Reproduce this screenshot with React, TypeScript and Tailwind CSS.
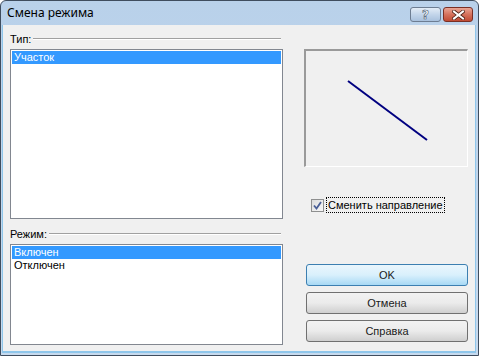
import React from "react";

const ui = { fontFamily: '"Liberation Sans", Arial, sans-serif' };

function GroupLabel({ text }: { text: string }) {
  return (
    <div className="flex h-[14px] items-center text-[11px] leading-[13px] text-black" style={ui}>
      <span className="pr-[2px]">{text}</span>
      <div className="mr-[2px] flex-1 border-t border-b border-t-[#a0a0a0] border-b-white" />
    </div>
  );
}

function ListBox({ items, height }: { items: string[]; height: string }) {
  return (
    <div className={`${height} w-full border border-[#828790] bg-white p-[1px]`}>
      {items.map((it, i) => (
        <div
          key={it}
          className={`h-[13px] pl-[2px] text-[11px] leading-[13px] ${
            i === 0 ? "bg-[#3399ff] text-white" : "text-black"
          }`}
          style={ui}
        >
          {it}
        </div>
      ))}
    </div>
  );
}

function Btn({ label, primary }: { label: string; primary?: boolean }) {
  return (
    <button
      className={`h-[22px] w-[162px] rounded-[3px] border text-[11px] font-normal text-[#1a1a1a] ${
        primary
          ? "border-[#3c7fb1] bg-gradient-to-b from-[#eaf6fd] via-[#d9f0fc] to-[#a7d9f5]"
          : "border-[#707070] bg-gradient-to-b from-[#f2f2f2] via-[#ebebeb] to-[#cfcfcf]"
      }`}
      style={ui}
    >
      {label}
    </button>
  );
}

export default function App() {
  return (
    <div className="h-[356px] w-[479px] overflow-hidden rounded-t-[6px] border border-[#3f4d5e] bg-gradient-to-b from-[#b9d1ea] to-[#c7daee]">
      {/* title bar */}
      <div className="flex h-[24px] items-start justify-between">
        <div className="pl-[6px] pt-[4px] text-[12px] leading-[16px] text-black" style={{ fontFamily: '"Noto Sans", "Open Sans", sans-serif' }}>
          Смена режима
        </div>
        <div className="mr-[5px] mt-[6px] flex gap-[2px]">
          <div className="flex h-[15px] w-[31px] items-center justify-center rounded-[3px] border border-[#6d7d92] bg-gradient-to-b from-[#e3ecf6] via-[#c3d5ea] to-[#a9c1dd]">
            <span className="text-[12px] font-bold leading-[12px] text-white" style={{ fontFamily: '"DejaVu Sans", sans-serif', WebkitTextStroke: "0.6px #4a5870" }}>
              ?
            </span>
          </div>
          <div className="flex h-[15px] w-[30px] items-center justify-center rounded-[3px] border border-[#7a2f24] bg-gradient-to-b from-[#e8a595] via-[#d5715c] to-[#c04a33]">
            <svg width="13" height="10" viewBox="0 0 13 10">
              <path d="M2 1.5 L11 8.5 M11 1.5 L2 8.5" stroke="#4d2218" strokeWidth="3.6" strokeLinecap="square" />
              <path d="M2 1.5 L11 8.5 M11 1.5 L2 8.5" stroke="#ffffff" strokeWidth="2" strokeLinecap="square" />
            </svg>
          </div>
        </div>
      </div>
      {/* client area */}
      <div className="mb-[2px] ml-[1px] mr-[2px] flex h-[328px] border-b-2 border-l border-r border-[#8fc6ea] bg-[#f0f0f0]">
        <div className="ml-[7px] flex w-[273px] flex-col pt-[7px]">
          <GroupLabel text="Тип:" />
          <div className="mt-[3px]">
            <ListBox items={["Участок"]} height="h-[170px]" />
          </div>
          <div className="mt-[8px]">
            <GroupLabel text="Режим:" />
          </div>
          <div className="mt-[3px]">
            <ListBox items={["Включен", "Отключен"]} height="h-[101px]" />
          </div>
        </div>
        <div className="ml-[21px] flex w-[164px] flex-col pt-[24px]">
          <div className="h-[118px] w-[164px] border-b border-l-2 border-r border-t-2 border-b-white border-l-[#9a9a9a] border-r-white border-t-[#9a9a9a] bg-[#f0f0f0]">
            <svg width="160" height="114" viewBox="0 0 160 114">
              <line x1="42" y1="30" x2="121" y2="89" stroke="#000080" strokeWidth="2" />
            </svg>
          </div>
          <div className="ml-[7px] mt-[30px] flex items-center">
            <div className="flex h-[13px] w-[13px] items-center justify-center border border-[#8e8f8f] bg-gradient-to-br from-[#dcdcdc] to-[#f8f8f8]">
              <svg width="9" height="9" viewBox="0 0 9 9">
                <path d="M1 4.5 L3.5 7.5 L8 1" fill="none" stroke="#4a5f97" strokeWidth="1.8" />
              </svg>
            </div>
            <div className="ml-[2px] border border-dotted border-black px-[1px] text-[11px] leading-[14px] text-black" style={ui}>
              Сменить направление
            </div>
          </div>
          <div className="ml-[2px] mt-[51px] flex flex-col gap-[6px]">
            <Btn label="OK" primary />
            <Btn label="Отмена" />
            <Btn label="Справка" />
          </div>
        </div>
      </div>
    </div>
  );
}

════════════════════

State how many lines hold the word "React". The number is the whole answer.

2